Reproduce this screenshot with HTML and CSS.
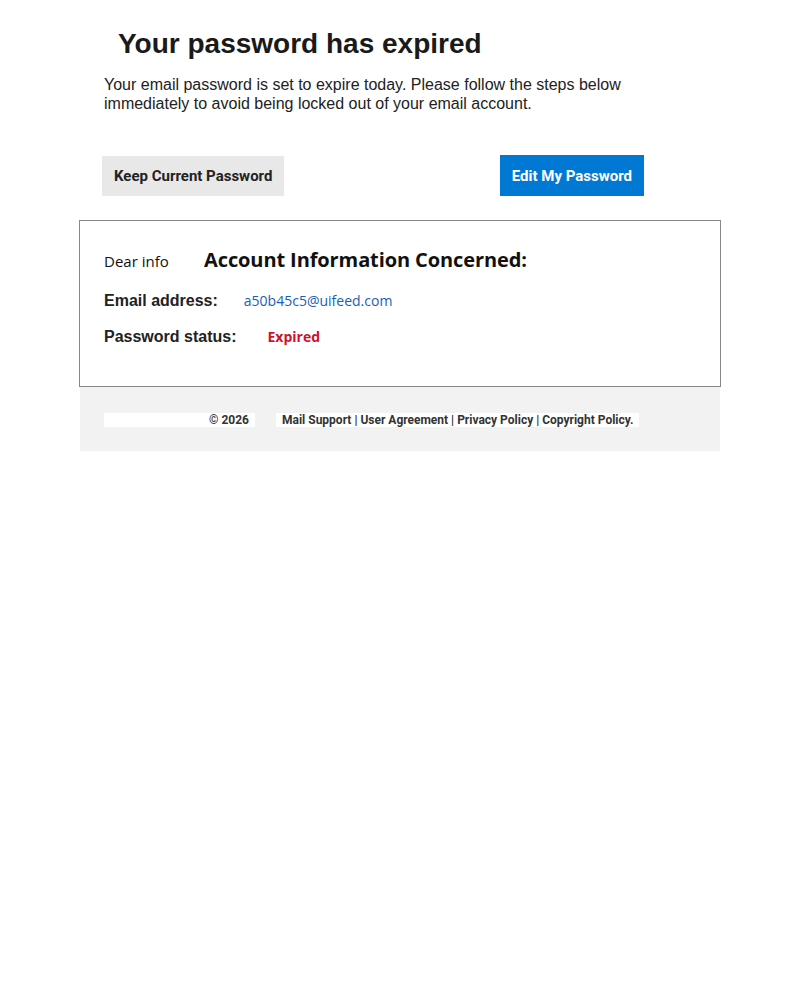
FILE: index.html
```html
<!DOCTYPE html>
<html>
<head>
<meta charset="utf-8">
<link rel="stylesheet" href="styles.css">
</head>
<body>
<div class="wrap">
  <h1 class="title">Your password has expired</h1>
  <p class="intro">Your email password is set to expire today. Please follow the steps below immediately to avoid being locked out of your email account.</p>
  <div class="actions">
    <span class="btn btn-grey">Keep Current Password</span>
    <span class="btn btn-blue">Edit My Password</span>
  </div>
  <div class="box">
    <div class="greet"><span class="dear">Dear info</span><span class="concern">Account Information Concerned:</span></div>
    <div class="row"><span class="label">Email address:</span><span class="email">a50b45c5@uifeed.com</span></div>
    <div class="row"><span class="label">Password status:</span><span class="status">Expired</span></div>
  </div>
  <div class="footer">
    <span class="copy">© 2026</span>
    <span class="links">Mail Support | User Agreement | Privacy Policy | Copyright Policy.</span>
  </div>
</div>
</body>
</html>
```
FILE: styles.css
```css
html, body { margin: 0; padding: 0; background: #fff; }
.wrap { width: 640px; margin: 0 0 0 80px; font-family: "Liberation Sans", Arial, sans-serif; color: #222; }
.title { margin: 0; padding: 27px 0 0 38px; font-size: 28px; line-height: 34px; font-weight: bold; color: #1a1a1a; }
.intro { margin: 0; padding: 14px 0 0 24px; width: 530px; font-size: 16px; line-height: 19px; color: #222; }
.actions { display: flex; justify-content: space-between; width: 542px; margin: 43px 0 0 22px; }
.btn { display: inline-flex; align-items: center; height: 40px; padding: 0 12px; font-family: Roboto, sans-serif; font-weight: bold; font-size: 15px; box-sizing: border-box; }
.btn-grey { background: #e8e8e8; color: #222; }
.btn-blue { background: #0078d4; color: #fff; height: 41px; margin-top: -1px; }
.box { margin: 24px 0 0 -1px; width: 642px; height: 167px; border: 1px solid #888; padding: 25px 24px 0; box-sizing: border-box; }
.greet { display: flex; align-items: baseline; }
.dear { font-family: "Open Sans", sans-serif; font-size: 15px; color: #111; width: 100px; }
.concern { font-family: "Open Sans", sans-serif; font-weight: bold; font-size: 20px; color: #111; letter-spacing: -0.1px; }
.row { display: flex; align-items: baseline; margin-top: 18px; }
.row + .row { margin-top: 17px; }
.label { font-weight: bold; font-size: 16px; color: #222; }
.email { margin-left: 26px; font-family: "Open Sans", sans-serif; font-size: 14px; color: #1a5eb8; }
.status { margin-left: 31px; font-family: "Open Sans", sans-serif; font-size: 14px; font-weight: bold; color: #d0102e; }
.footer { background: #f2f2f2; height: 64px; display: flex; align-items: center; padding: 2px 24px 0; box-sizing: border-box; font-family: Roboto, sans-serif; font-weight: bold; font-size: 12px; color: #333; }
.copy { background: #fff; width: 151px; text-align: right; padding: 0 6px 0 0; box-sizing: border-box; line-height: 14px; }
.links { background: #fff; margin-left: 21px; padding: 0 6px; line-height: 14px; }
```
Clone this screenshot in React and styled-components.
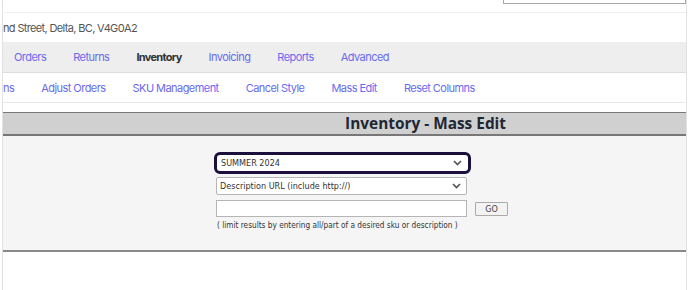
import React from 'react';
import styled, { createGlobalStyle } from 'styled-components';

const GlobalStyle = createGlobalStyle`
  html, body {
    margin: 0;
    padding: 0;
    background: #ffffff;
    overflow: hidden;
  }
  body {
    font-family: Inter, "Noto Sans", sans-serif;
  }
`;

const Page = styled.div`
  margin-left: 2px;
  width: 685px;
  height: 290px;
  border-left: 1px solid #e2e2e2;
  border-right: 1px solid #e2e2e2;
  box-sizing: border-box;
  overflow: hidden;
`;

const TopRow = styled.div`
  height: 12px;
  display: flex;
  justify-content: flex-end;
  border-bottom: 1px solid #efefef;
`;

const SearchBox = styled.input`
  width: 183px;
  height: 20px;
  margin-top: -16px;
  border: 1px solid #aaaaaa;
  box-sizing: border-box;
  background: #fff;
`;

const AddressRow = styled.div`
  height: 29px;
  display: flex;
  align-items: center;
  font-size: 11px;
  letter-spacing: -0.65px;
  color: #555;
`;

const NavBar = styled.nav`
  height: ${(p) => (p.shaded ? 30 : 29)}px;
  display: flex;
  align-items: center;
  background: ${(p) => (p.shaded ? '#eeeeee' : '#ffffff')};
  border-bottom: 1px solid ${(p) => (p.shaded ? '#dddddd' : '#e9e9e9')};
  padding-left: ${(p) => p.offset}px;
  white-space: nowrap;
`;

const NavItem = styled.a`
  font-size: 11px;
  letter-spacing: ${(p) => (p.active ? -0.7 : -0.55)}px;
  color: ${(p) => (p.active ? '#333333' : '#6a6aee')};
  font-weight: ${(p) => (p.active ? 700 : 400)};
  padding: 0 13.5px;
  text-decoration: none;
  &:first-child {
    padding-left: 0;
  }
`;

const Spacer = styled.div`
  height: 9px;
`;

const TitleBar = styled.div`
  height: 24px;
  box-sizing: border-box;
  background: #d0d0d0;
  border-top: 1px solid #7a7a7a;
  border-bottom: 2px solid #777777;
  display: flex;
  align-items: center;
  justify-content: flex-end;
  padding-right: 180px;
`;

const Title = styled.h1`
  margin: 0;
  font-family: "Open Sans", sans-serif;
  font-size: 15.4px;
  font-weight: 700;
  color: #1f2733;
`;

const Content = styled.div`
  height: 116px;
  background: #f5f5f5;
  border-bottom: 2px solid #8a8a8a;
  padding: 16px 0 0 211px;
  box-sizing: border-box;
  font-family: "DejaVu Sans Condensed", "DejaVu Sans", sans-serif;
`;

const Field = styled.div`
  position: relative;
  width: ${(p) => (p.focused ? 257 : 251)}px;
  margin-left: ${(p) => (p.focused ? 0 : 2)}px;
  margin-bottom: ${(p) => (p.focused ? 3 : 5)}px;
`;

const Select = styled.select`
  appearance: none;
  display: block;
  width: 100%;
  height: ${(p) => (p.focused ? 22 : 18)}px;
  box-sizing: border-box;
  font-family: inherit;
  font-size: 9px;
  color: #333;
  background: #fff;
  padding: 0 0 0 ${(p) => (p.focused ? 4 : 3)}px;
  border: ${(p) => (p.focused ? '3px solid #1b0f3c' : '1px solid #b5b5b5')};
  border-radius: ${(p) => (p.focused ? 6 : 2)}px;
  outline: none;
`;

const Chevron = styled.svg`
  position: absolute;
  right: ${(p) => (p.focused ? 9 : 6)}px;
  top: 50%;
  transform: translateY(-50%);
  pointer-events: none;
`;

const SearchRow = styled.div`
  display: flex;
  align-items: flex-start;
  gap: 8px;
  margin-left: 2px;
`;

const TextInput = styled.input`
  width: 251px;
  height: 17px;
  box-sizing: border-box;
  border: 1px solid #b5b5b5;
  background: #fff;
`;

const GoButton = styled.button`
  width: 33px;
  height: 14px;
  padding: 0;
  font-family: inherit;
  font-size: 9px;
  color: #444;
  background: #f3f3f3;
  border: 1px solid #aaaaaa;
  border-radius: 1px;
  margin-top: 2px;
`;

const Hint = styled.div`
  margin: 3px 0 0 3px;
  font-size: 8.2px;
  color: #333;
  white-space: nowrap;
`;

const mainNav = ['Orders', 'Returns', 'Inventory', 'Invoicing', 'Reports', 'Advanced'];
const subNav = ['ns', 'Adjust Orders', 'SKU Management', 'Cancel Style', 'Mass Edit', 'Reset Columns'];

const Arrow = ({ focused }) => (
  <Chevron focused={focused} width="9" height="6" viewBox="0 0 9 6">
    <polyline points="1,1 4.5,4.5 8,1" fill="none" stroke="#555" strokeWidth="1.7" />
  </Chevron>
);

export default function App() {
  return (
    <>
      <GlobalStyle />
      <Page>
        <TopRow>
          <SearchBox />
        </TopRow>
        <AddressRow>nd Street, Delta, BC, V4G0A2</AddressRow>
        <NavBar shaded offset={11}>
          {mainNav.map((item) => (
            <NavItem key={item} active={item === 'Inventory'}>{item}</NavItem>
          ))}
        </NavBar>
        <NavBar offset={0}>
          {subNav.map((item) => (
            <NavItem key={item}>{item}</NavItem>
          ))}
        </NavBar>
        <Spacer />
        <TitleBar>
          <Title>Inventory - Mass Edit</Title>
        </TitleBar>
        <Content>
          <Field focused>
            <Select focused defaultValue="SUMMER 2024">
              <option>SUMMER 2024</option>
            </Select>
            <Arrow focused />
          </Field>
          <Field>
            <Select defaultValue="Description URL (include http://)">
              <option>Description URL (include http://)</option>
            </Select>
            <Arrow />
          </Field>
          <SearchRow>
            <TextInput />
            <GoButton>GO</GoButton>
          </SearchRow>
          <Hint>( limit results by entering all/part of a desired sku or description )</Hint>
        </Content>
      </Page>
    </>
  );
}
◇ ◇ ◇ ◇ ◇
Locate all lines in the listing above with the word "screenshot". Copy them.

● Solution:
Reproduce this screenshot with HTML and CSS.
Clone this screenshot in React and styled-components.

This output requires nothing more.